### TASK TO CARRY OUT:
Write out the material exactly, with the pictures left out.

__________

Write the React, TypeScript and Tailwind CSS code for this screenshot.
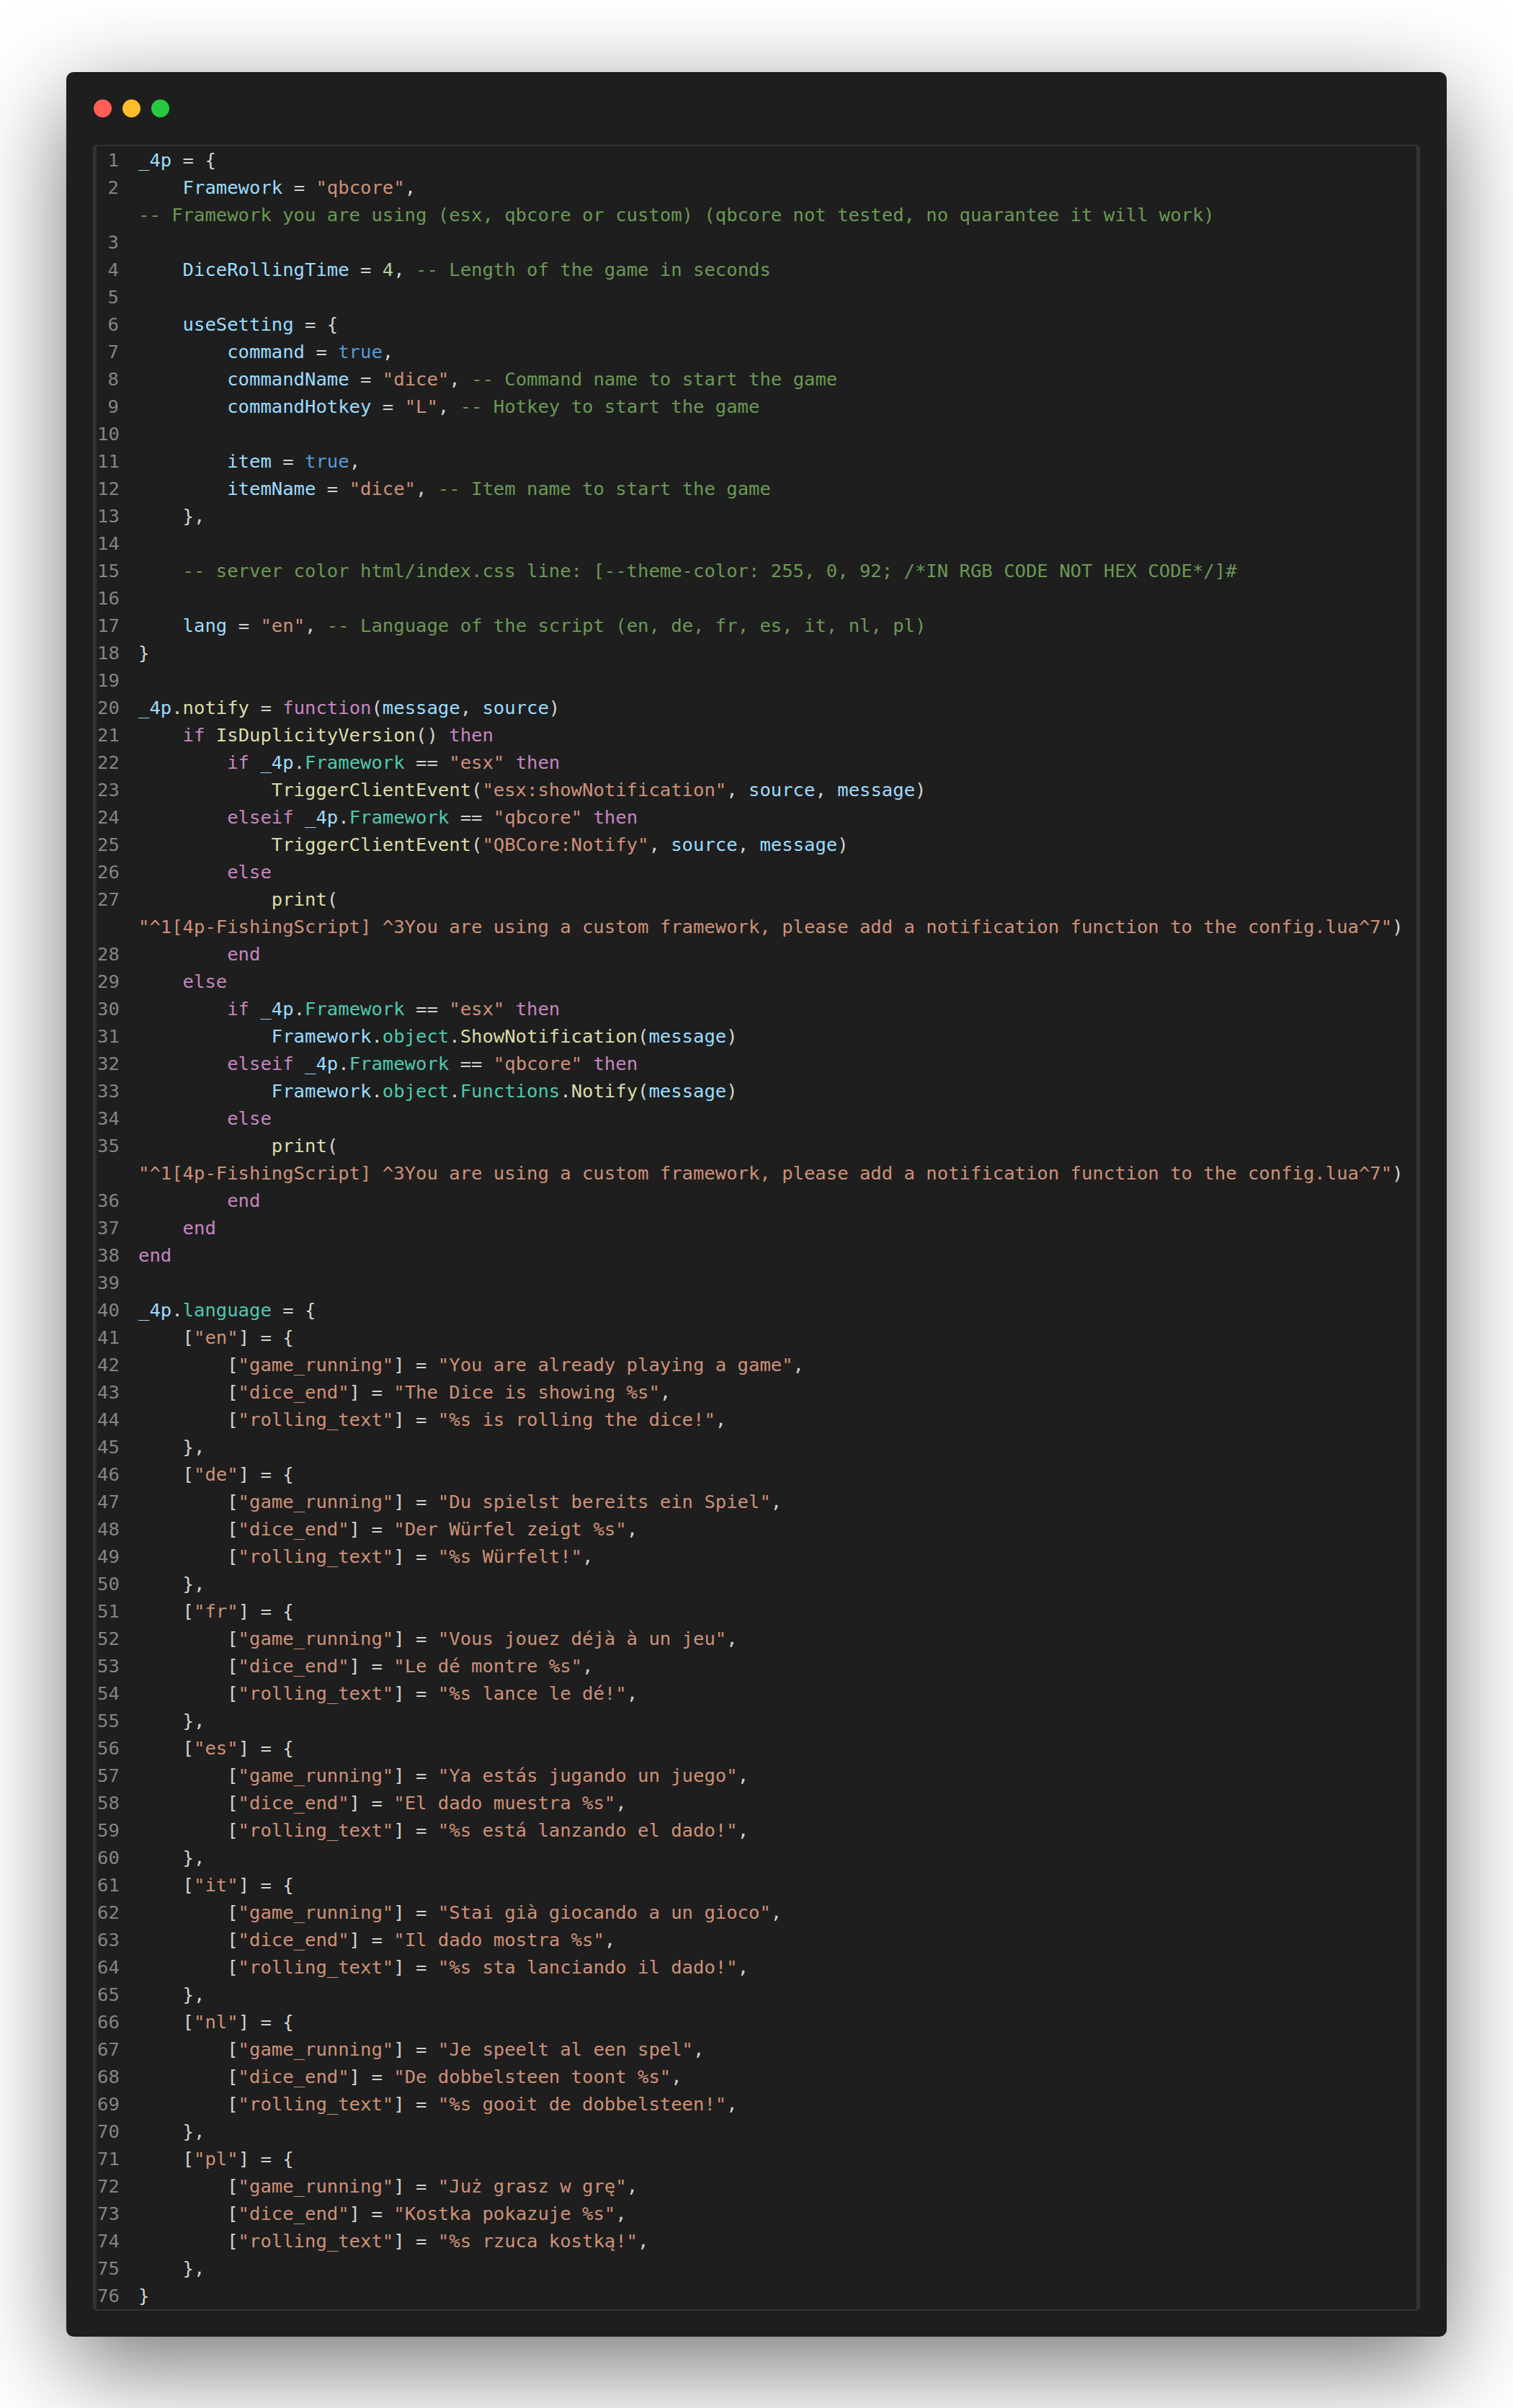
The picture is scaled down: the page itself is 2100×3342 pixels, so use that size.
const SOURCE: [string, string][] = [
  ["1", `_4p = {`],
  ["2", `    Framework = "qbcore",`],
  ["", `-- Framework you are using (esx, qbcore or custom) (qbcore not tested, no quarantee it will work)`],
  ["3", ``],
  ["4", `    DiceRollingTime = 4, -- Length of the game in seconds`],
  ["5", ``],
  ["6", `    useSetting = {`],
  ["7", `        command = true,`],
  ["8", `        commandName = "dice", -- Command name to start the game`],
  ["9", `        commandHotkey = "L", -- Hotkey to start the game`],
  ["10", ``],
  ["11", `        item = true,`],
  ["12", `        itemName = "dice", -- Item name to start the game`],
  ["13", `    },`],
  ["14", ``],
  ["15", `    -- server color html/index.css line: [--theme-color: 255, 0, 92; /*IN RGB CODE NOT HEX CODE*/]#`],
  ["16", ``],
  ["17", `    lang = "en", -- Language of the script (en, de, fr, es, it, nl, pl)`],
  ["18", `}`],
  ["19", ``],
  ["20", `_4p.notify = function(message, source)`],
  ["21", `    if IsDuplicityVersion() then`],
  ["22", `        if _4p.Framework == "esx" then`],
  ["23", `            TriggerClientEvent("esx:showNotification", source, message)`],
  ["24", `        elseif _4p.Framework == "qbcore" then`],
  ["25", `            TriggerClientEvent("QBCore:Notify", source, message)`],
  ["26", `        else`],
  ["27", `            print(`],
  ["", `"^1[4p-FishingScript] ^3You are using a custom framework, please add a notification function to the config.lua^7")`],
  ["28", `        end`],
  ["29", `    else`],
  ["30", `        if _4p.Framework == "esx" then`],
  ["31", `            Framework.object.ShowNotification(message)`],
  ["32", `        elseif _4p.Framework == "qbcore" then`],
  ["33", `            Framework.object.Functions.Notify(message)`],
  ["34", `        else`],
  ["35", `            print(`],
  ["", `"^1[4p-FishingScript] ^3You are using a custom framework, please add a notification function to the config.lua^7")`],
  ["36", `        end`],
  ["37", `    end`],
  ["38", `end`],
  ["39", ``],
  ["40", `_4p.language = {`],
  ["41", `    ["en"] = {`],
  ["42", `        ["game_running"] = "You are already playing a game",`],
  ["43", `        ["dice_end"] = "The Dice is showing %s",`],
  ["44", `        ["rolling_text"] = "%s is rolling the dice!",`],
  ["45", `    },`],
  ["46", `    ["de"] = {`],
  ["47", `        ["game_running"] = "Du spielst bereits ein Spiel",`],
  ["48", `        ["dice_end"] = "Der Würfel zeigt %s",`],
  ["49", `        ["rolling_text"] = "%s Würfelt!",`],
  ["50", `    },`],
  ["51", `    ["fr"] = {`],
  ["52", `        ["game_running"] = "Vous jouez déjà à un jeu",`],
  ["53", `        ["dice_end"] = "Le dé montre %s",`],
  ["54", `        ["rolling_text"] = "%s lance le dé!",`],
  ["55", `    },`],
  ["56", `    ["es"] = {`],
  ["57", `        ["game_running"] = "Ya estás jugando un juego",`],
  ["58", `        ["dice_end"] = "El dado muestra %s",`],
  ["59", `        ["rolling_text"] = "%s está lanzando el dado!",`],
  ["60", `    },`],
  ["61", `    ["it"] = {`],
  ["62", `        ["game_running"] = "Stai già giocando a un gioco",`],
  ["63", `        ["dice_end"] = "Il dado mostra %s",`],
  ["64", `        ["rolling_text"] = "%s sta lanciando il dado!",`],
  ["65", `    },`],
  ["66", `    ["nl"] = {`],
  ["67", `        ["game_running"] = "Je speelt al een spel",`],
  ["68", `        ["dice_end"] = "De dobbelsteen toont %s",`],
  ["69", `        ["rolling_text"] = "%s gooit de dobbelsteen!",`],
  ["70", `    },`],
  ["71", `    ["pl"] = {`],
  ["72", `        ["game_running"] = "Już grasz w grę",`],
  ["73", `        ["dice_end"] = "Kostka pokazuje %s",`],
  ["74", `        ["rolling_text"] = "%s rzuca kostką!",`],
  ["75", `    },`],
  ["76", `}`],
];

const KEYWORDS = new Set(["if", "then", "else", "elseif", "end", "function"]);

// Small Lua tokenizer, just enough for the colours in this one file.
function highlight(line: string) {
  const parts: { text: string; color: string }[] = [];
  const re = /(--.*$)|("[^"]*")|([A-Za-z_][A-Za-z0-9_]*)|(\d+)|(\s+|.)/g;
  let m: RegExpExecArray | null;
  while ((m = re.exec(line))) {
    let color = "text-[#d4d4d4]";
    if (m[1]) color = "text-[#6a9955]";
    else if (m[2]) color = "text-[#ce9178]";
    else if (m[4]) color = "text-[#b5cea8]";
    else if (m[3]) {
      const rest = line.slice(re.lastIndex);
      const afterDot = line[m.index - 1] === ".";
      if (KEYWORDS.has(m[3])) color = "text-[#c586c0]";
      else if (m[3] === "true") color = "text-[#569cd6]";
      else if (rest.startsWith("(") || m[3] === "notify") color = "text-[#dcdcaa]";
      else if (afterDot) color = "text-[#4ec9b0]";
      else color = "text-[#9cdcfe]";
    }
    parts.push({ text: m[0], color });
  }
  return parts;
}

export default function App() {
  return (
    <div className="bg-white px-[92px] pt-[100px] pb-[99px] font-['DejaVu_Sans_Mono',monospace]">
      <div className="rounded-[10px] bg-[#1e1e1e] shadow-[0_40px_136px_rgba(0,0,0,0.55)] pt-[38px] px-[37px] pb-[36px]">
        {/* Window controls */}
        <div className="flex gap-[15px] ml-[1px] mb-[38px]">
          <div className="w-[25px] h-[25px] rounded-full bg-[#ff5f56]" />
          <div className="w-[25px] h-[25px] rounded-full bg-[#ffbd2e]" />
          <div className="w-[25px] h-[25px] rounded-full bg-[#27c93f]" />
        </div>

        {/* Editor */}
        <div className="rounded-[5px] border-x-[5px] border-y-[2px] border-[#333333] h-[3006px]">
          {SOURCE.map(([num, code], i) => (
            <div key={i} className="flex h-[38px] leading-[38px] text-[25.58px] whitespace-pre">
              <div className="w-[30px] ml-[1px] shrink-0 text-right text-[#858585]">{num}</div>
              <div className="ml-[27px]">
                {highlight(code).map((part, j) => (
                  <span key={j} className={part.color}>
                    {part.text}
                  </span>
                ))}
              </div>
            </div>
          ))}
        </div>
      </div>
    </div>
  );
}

__________

### OUTPUT OF THE TASK:
Write the React, TypeScript and Tailwind CSS code for this screenshot.
The picture is scaled down: the page itself is 2100×3342 pixels, so use that size.
const SOURCE: [string, string][] = [
  ["1", `_4p = {`],
  ["2", `    Framework = "qbcore",`],
  ["", `-- Framework you are using (esx, qbcore or custom) (qbcore not tested, no quarantee it will work)`],
  ["3", ``],
  ["4", `    DiceRollingTime = 4, -- Length of the game in seconds`],
  ["5", ``],
  ["6", `    useSetting = {`],
  ["7", `        command = true,`],
  ["8", `        commandName = "dice", -- Command name to start the game`],
  ["9", `        commandHotkey = "L", -- Hotkey to start the game`],
  ["10", ``],
  ["11", `        item = true,`],
  ["12", `        itemName = "dice", -- Item name to start the game`],
  ["13", `    },`],
  ["14", ``],
  ["15", `    -- server color html/index.css line: [--theme-color: 255, 0, 92; /*IN RGB CODE NOT HEX CODE*/]#`],
  ["16", ``],
  ["17", `    lang = "en", -- Language of the script (en, de, fr, es, it, nl, pl)`],
  ["18", `}`],
  ["19", ``],
  ["20", `_4p.notify = function(message, source)`],
  ["21", `    if IsDuplicityVersion() then`],
  ["22", `        if _4p.Framework == "esx" then`],
  ["23", `            TriggerClientEvent("esx:showNotification", source, message)`],
  ["24", `        elseif _4p.Framework == "qbcore" then`],
  ["25", `            TriggerClientEvent("QBCore:Notify", source, message)`],
  ["26", `        else`],
  ["27", `            print(`],
  ["", `"^1[4p-FishingScript] ^3You are using a custom framework, please add a notification function to the config.lua^7")`],
  ["28", `        end`],
  ["29", `    else`],
  ["30", `        if _4p.Framework == "esx" then`],
  ["31", `            Framework.object.ShowNotification(message)`],
  ["32", `        elseif _4p.Framework == "qbcore" then`],
  ["33", `            Framework.object.Functions.Notify(message)`],
  ["34", `        else`],
  ["35", `            print(`],
  ["", `"^1[4p-FishingScript] ^3You are using a custom framework, please add a notification function to the config.lua^7")`],
  ["36", `        end`],
  ["37", `    end`],
  ["38", `end`],
  ["39", ``],
  ["40", `_4p.language = {`],
  ["41", `    ["en"] = {`],
  ["42", `        ["game_running"] = "You are already playing a game",`],
  ["43", `        ["dice_end"] = "The Dice is showing %s",`],
  ["44", `        ["rolling_text"] = "%s is rolling the dice!",`],
  ["45", `    },`],
  ["46", `    ["de"] = {`],
  ["47", `        ["game_running"] = "Du spielst bereits ein Spiel",`],
  ["48", `        ["dice_end"] = "Der Würfel zeigt %s",`],
  ["49", `        ["rolling_text"] = "%s Würfelt!",`],
  ["50", `    },`],
  ["51", `    ["fr"] = {`],
  ["52", `        ["game_running"] = "Vous jouez déjà à un jeu",`],
  ["53", `        ["dice_end"] = "Le dé montre %s",`],
  ["54", `        ["rolling_text"] = "%s lance le dé!",`],
  ["55", `    },`],
  ["56", `    ["es"] = {`],
  ["57", `        ["game_running"] = "Ya estás jugando un juego",`],
  ["58", `        ["dice_end"] = "El dado muestra %s",`],
  ["59", `        ["rolling_text"] = "%s está lanzando el dado!",`],
  ["60", `    },`],
  ["61", `    ["it"] = {`],
  ["62", `        ["game_running"] = "Stai già giocando a un gioco",`],
  ["63", `        ["dice_end"] = "Il dado mostra %s",`],
  ["64", `        ["rolling_text"] = "%s sta lanciando il dado!",`],
  ["65", `    },`],
  ["66", `    ["nl"] = {`],
  ["67", `        ["game_running"] = "Je speelt al een spel",`],
  ["68", `        ["dice_end"] = "De dobbelsteen toont %s",`],
  ["69", `        ["rolling_text"] = "%s gooit de dobbelsteen!",`],
  ["70", `    },`],
  ["71", `    ["pl"] = {`],
  ["72", `        ["game_running"] = "Już grasz w grę",`],
  ["73", `        ["dice_end"] = "Kostka pokazuje %s",`],
  ["74", `        ["rolling_text"] = "%s rzuca kostką!",`],
  ["75", `    },`],
  ["76", `}`],
];

const KEYWORDS = new Set(["if", "then", "else", "elseif", "end", "function"]);

// Small Lua tokenizer, just enough for the colours in this one file.
function highlight(line: string) {
  const parts: { text: string; color: string }[] = [];
  const re = /(--.*$)|("[^"]*")|([A-Za-z_][A-Za-z0-9_]*)|(\d+)|(\s+|.)/g;
  let m: RegExpExecArray | null;
  while ((m = re.exec(line))) {
    let color = "text-[#d4d4d4]";
    if (m[1]) color = "text-[#6a9955]";
    else if (m[2]) color = "text-[#ce9178]";
    else if (m[4]) color = "text-[#b5cea8]";
    else if (m[3]) {
      const rest = line.slice(re.lastIndex);
      const afterDot = line[m.index - 1] === ".";
      if (KEYWORDS.has(m[3])) color = "text-[#c586c0]";
      else if (m[3] === "true") color = "text-[#569cd6]";
      else if (rest.startsWith("(") || m[3] === "notify") color = "text-[#dcdcaa]";
      else if (afterDot) color = "text-[#4ec9b0]";
      else color = "text-[#9cdcfe]";
    }
    parts.push({ text: m[0], color });
  }
  return parts;
}

export default function App() {
  return (
    <div className="bg-white px-[92px] pt-[100px] pb-[99px] font-['DejaVu_Sans_Mono',monospace]">
      <div className="rounded-[10px] bg-[#1e1e1e] shadow-[0_40px_136px_rgba(0,0,0,0.55)] pt-[38px] px-[37px] pb-[36px]">
        {/* Window controls */}
        <div className="flex gap-[15px] ml-[1px] mb-[38px]">
          <div className="w-[25px] h-[25px] rounded-full bg-[#ff5f56]" />
          <div className="w-[25px] h-[25px] rounded-full bg-[#ffbd2e]" />
          <div className="w-[25px] h-[25px] rounded-full bg-[#27c93f]" />
        </div>

        {/* Editor */}
        <div className="rounded-[5px] border-x-[5px] border-y-[2px] border-[#333333] h-[3006px]">
          {SOURCE.map(([num, code], i) => (
            <div key={i} className="flex h-[38px] leading-[38px] text-[25.58px] whitespace-pre">
              <div className="w-[30px] ml-[1px] shrink-0 text-right text-[#858585]">{num}</div>
              <div className="ml-[27px]">
                {highlight(code).map((part, j) => (
                  <span key={j} className={part.color}>
                    {part.text}
                  </span>
                ))}
              </div>
            </div>
          ))}
        </div>
      </div>
    </div>
  );
}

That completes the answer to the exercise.